Our brains are not wired to do probability problems, but they are wired to do causal problems. — Pearl, The Book of Why
The only useful distributions for generalisation are causal ones, and these cannot be extracted from static datasets. The expectation that we will eventually be able to generalise cleanly from training data is based on a fallacy that the correctness of this generalisation can be determined from inside the data distribution without adding something to it. This fantasy arises from the idea of an “underlying distribution” which claims to be the transcendental source of the data, and tapping into which we gain an insight into the data itself.
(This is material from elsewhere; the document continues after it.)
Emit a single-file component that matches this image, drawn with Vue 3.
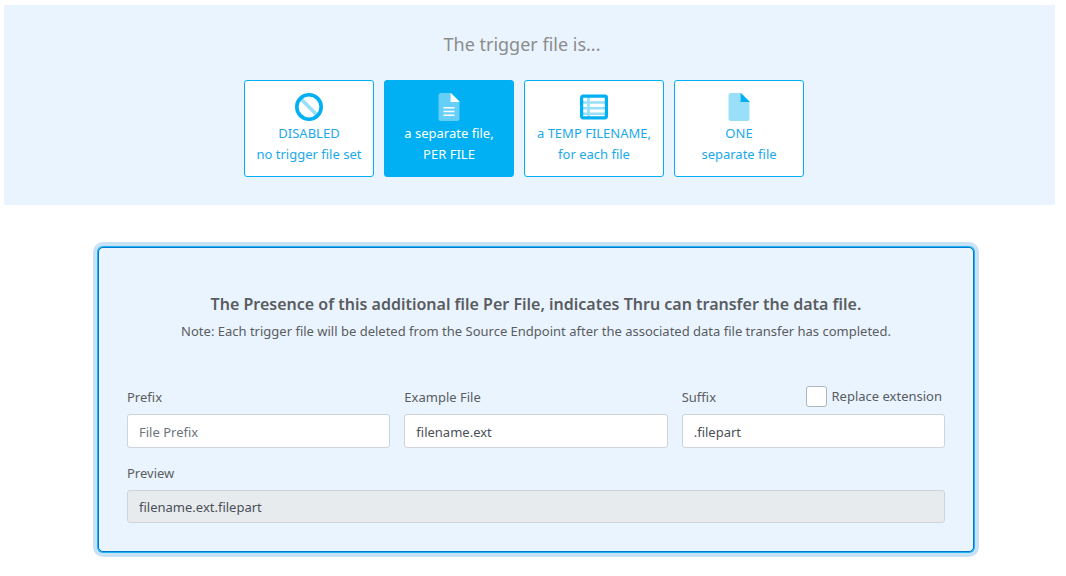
<script setup>
import { ref, computed } from 'vue'

const options = [
  { id: 'disabled', icon: 'ban', lines: ['DISABLED', 'no trigger file set'] },
  { id: 'per-file', icon: 'file-lines', lines: ['a separate file,', 'PER FILE'] },
  { id: 'temp', icon: 'table', lines: ['a TEMP FILENAME,', 'for each file'], wide: true },
  { id: 'one', icon: 'file', lines: ['ONE', 'separate file'] },
]

const selected = ref('per-file')
const prefix = ref('')
const example = ref('filename.ext')
const suffix = ref('.filepart')
const replaceExtension = ref(false)

const preview = computed(() => {
  const base = replaceExtension.value ? example.value.replace(/\.[^.]*$/, '') : example.value
  return prefix.value + base + suffix.value
})
</script>

<template>
  <main class="page">
    <section class="chooser">
      <h1 class="chooser-title">The trigger file is...</h1>
      <div class="options">
        <button
          v-for="o in options"
          :key="o.id"
          type="button"
          class="option"
          :class="{ active: selected === o.id, wide: o.wide }"
          :aria-pressed="selected === o.id"
          @click="selected = o.id"
        >
          <svg class="icon" viewBox="0 0 28 28" aria-hidden="true">
            <template v-if="o.icon === 'ban'">
              <path d="M6 6L22 22" stroke="currentColor" stroke-width="3.6" opacity="0.4" />
              <circle cx="14" cy="14" r="12.2" fill="none" stroke="currentColor" stroke-width="3.6" />
            </template>
            <template v-else-if="o.icon === 'table'">
              <path d="M3 9.5H25M3 15.2H25M3 20.8H25M8.5 4V24" stroke="currentColor" stroke-width="2.6" opacity="0.4" />
              <rect x="1.6" y="3.2" width="24.8" height="21.6" rx="1.5" fill="none" stroke="currentColor" stroke-width="3.2" />
            </template>
            <template v-else>
              <path
                d="M6 0H15.5V7A2 2 0 0 0 17.5 9H24.5V25.5A2.5 2.5 0 0 1 22 28H6A2.5 2.5 0 0 1 3.5 25.5V2.5A2.5 2.5 0 0 1 6 0Z"
                fill="currentColor"
                opacity="0.4"
              />
              <path d="M15.5 0H16L24.5 8.5V9H15.5Z" fill="currentColor" />
              <path
                v-if="o.icon === 'file-lines'"
                d="M8.5 14.7H19.5M8.5 18.5H19.5M8.5 22.3H19.5"
                stroke="currentColor"
                stroke-width="1.6"
              />
            </template>
          </svg>
          <span v-for="line in o.lines" :key="line" class="option-line">{{ line }}</span>
        </button>
      </div>
    </section>

    <section class="panel">
      <h2 class="panel-title">The Presence of this additional file Per File, indicates Thru can transfer the data file.</h2>
      <p class="note">Note: Each trigger file will be deleted from the Source Endpoint after the associated data file transfer has completed.</p>

      <form class="fields" @submit.prevent>
        <div class="field">
          <div class="field-head"><label for="prefix">Prefix</label></div>
          <input id="prefix" v-model="prefix" class="text" type="text" placeholder="File Prefix" />
        </div>
        <div class="field">
          <div class="field-head"><label for="example">Example File</label></div>
          <input id="example" v-model="example" class="text" type="text" />
        </div>
        <div class="field">
          <div class="field-head">
            <label for="suffix">Suffix</label>
            <div class="check">
              <input id="replace" v-model="replaceExtension" class="box" type="checkbox" />
              <label for="replace">Replace extension</label>
            </div>
          </div>
          <input id="suffix" v-model="suffix" class="text" type="text" />
        </div>
        <div class="field full">
          <div class="field-head"><label for="preview">Preview</label></div>
          <input id="preview" class="text" type="text" :value="preview" readonly />
        </div>
      </form>
    </section>
  </main>
</template>

<style>
body {
  margin: 0;
  background: #fff;
}
</style>

<style scoped>
.page {
  box-sizing: border-box;
  padding: 5px 11px 18px 4px;
  font-family: "Noto Sans", "Open Sans", sans-serif;
  font-size: 13px;
  line-height: 21px;
  color: #5a5c5f;
}
.chooser {
  padding: 24px 0 28px;
  background: #e9f4ff;
}
.chooser-title {
  margin: 0 15px 21px 0;
  font-size: 18px;
  line-height: 30px;
  font-weight: 400;
  text-align: center;
  color: #8c8c8c;
}
.options {
  display: flex;
  justify-content: center;
  gap: 10px;
  padding-right: 11px;
}
.option {
  box-sizing: border-box;
  display: flex;
  flex-direction: column;
  align-items: center;
  width: 130px;
  padding: 12px 0 11px;
  border: 1px solid #00b0f3;
  border-radius: 3px;
  background: #fff;
  color: #1aa9ec;
  font: inherit;
  white-space: nowrap;
  cursor: pointer;
}
.option.wide {
  width: 140px;
}
.option.active {
  background: #00b0f3;
  color: #fff;
}
.icon {
  display: block;
  width: 28px;
  height: 28px;
  margin-bottom: 2px;
  color: #00b0f3;
}
.active .icon {
  color: #fff;
}
.option-line {
  display: block;
}
.panel {
  margin: 42px 81px 0 94px;
  padding: 42px 28px 28px;
  border: 1px solid #0078d0;
  border-radius: 5px;
  background: #e9f4ff;
  box-shadow: 0 0 0 1px #1cb4f2, 0 0 0 5px #c8e1f5;
}
.panel-title {
  margin: 0;
  font-size: 16px;
  line-height: 28px;
  font-weight: 600;
  text-align: center;
}
.note {
  margin: 3px 0 44px;
  text-align: center;
}
.fields {
  display: grid;
  grid-template-columns: repeat(3, minmax(0, 1fr));
  gap: 14px;
}
.full {
  grid-column: 1 / -1;
}
.field-head {
  display: flex;
  align-items: flex-end;
  justify-content: space-between;
  height: 22px;
  margin-bottom: 6px;
}
.check {
  display: flex;
  align-self: flex-start;
  align-items: center;
  gap: 4px;
  margin-right: 3px;
}
.box {
  appearance: none;
  box-sizing: border-box;
  width: 21px;
  height: 21px;
  margin: 0;
  border: 1px solid #adb5bd;
  border-radius: 3px;
  background: #fff;
}
.box:checked {
  background: #00b0f3;
}
.text {
  box-sizing: border-box;
  display: block;
  width: 100%;
  height: 34px;
  padding: 1px 11px 0;
  border: 1px solid #ced4da;
  border-radius: 3px;
  background: #fff;
  color: #495057;
  font: inherit;
}
.text::placeholder {
  color: #6c757d;
  opacity: 1;
}
.text:read-only {
  height: 33px;
  padding-top: 0;
  background: #e7ebee;
}
</style>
Ultimately, we are asking ML models to do the impossible, that they should, without interacting with the world, learn the same causal intuitions that we get from embodied experiences.
¹ Even foundation models (general-purpose models) are not actually general, in the sense that they must still be fine-tuned to be useful outside of their training data.
² We don’t realise these limitations of our intuitions, because the black-box nature of Neural Networks allows us to rely on our gut feelings without actually being forced to analyse them by digging into the details.
³ The idea of a “balanced” dataset is subjective; humans decide case-by-case what qualifies as “balanced”. Similarly, the assumption that datasets are Independent and Identically Distributed (IID) is an attempt to retrofit messy reality into a statistical form which works to the benefit of our models, because it matches our model’s assumptions.
⁴ This is a consequence of the Behaviourist principles at the root of ML — if you only rely on how a model behaves you will tend to move the model towards success only in the narrow space in which you are testing it.